Poets, Prayers, and Radio Talk Show Hosts

A  Brief Review of Recent Popular Posts


Photo by Charles Kinnaird

Earlier this year my blog surpassed 600,000 page views (602,000 as of this date), so I figured it was time fora brief review of what’s happening at Not Dark Yet.

The Top Four Posts This Month

The top posts for the past month include two new ones and two old ones. My recollection of “Rush Limbaugh’s On-Air Reign” has been the most read piece this month. The second most read is an interfaith essay that was first posted during Ramadan in 2013, “The Lamps are Different but the Light is the Same.” 

Coming in at number 3 is “My Season with Dante,” a colorful account of my encounter with Dante’s Divine Comedy that began with an evening class at church and continued with my listening to the entire work on an audiobook. It was first posted in 2012 and includes illustrations by William Blake depicting the passage through Inferno, Purgatorio, and Paradiso.  

The fourth most popular post this month was my review of all the Inaugural poets from U.S. Presidential Inaugurations (there have only been six, and I make a tenuous claim to have heard all of them in real-time). With “The Presidential Inaugural Poem: Calling Us to Our Touchstones” you can see and hear each inaugural poet from Robert Frost to Amanda Gorman.

Recent Popular Posts

Some of you followed my series about growing up in the Jim Crow South. Growing Up under Southern Apartheid featured 10 personal essays that spanned my pre-school and elementary school days in which I tried to convey what it was like in the days of segregation. There is an eleventh essay about my grandfather and his encounter with the KKK back in the 1920s.

There is still a lot more to tell about growing up in the segregated South and I have plans to continue the memoir series at a later date. For an index to all the stories so far go to https://notdarkyet-commentary.blogspot.com/2020/10/index-for-growing-up-under-southern_6.html.

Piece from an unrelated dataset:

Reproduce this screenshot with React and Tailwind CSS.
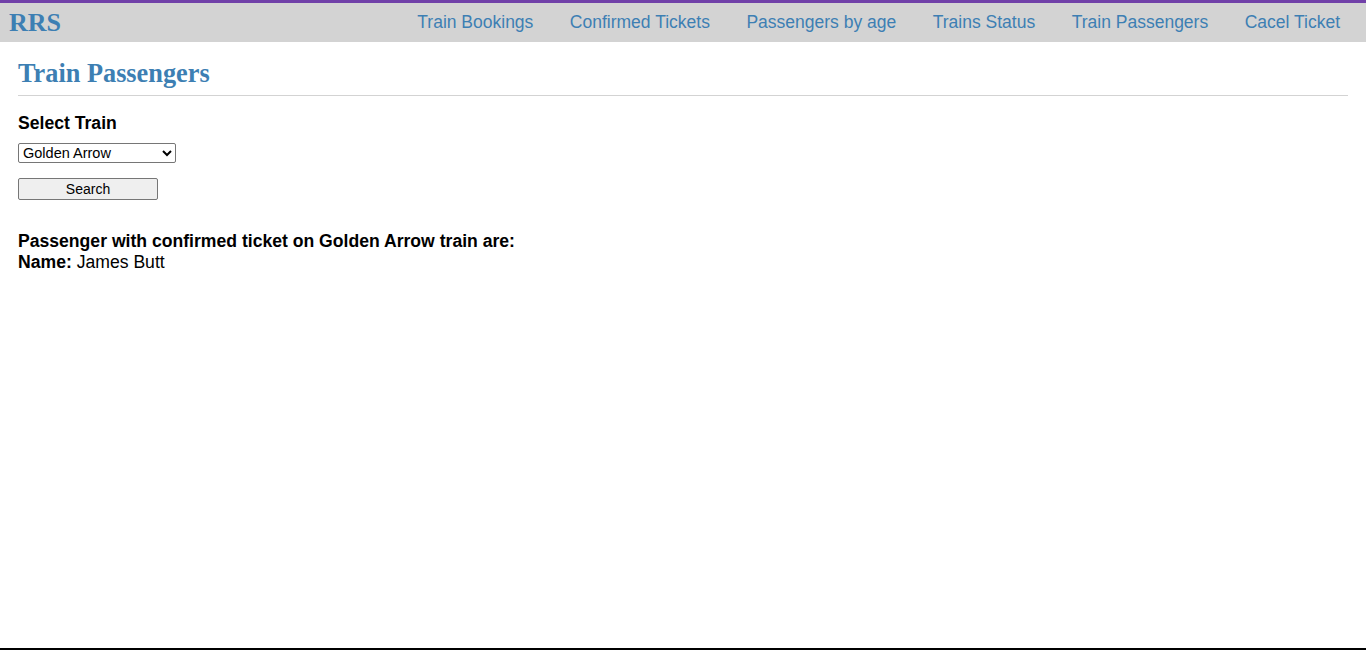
import React, { useState } from 'react';

const links = [
  'Train Bookings',
  'Confirmed Tickets',
  'Passengers by age',
  'Trains Status',
  'Train Passengers',
  'Cacel Ticket',
];

const App = () => {
  const [train, setTrain] = useState('Golden Arrow');

  return (
    <div className="flex h-[650px] flex-col border-t-[3px] border-b-2 border-t-[#7040a8] border-b-black bg-white font-['Liberation_Sans',Arial,sans-serif]">
      {/* Top bar */}
      <nav className="flex h-[39px] items-center justify-between bg-[#d3d3d3] pl-[9px] pr-[26px]">
        <span className="font-['Liberation_Serif','Times_New_Roman',serif] text-[26px] font-bold text-[#3d7fb3]">
          RRS
        </span>
        <div className="flex items-center gap-[36.5px]">
          {links.map((name) => (
            <a key={name} href="#" className="text-[17.5px] text-[#3d7fb3]">
              {name}
            </a>
          ))}
        </div>
      </nav>

      {/* Content */}
      <main className="flex-1 px-[18px]">
        <h2 className="mt-[17px] border-b border-[#d3d3d3] pb-[6px] font-['Liberation_Serif','Times_New_Roman',serif] text-[26.3px] font-bold leading-[30px] text-[#3d7fb3]">
          Train Passengers
        </h2>

        <div className="mt-[17px] text-[17.6px] font-bold leading-[21px] text-black">Select Train</div>

        <select
          value={train}
          onChange={(e) => setTrain(e.target.value)}
          className="mt-[9px] block h-[20px] w-[158px] rounded-[2px] border border-[#767676] bg-white pl-0 text-[14.5px] text-black"
        >
          <option>Golden Arrow</option>
          <option>Flying Scotsman</option>
          <option>Orient Express</option>
        </select>

        <button className="mt-[15px] block h-[22px] w-[140px] rounded-[2px] border border-[#767676] bg-[#efefef] text-[14px] text-black">
          Search
        </button>

        <div className="mt-[31px] text-[17.6px] leading-[21px] text-black">
          <div className="font-bold">Passenger with confirmed ticket on Golden Arrow train are:</div>
          <div>
            <span className="font-bold">Name:</span> James Butt
          </div>
        </div>
      </main>
    </div>
  );
};

export default App;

During the past year, as one would expect, there were many essays and poems about life during the pandemic which we continue to live with even as we are finding hope with the vaccine efforts. Some of my poems are in a book that my writing group has published, The Social Distance: Poetry in Response to COVID-19. You can read about that in my September post, “PoetryDuring Days of COVID.”



In the Days Ahead

In the coming month of April, I will feature a variety of poets reading their work in celebration of National Poetry Month. Not Dark Yet continues to feature music on Mondays, haiku on Saturdays, and personal essays during the week with humor and recipes tossed in as well. I hope you will find something that piques your interest there.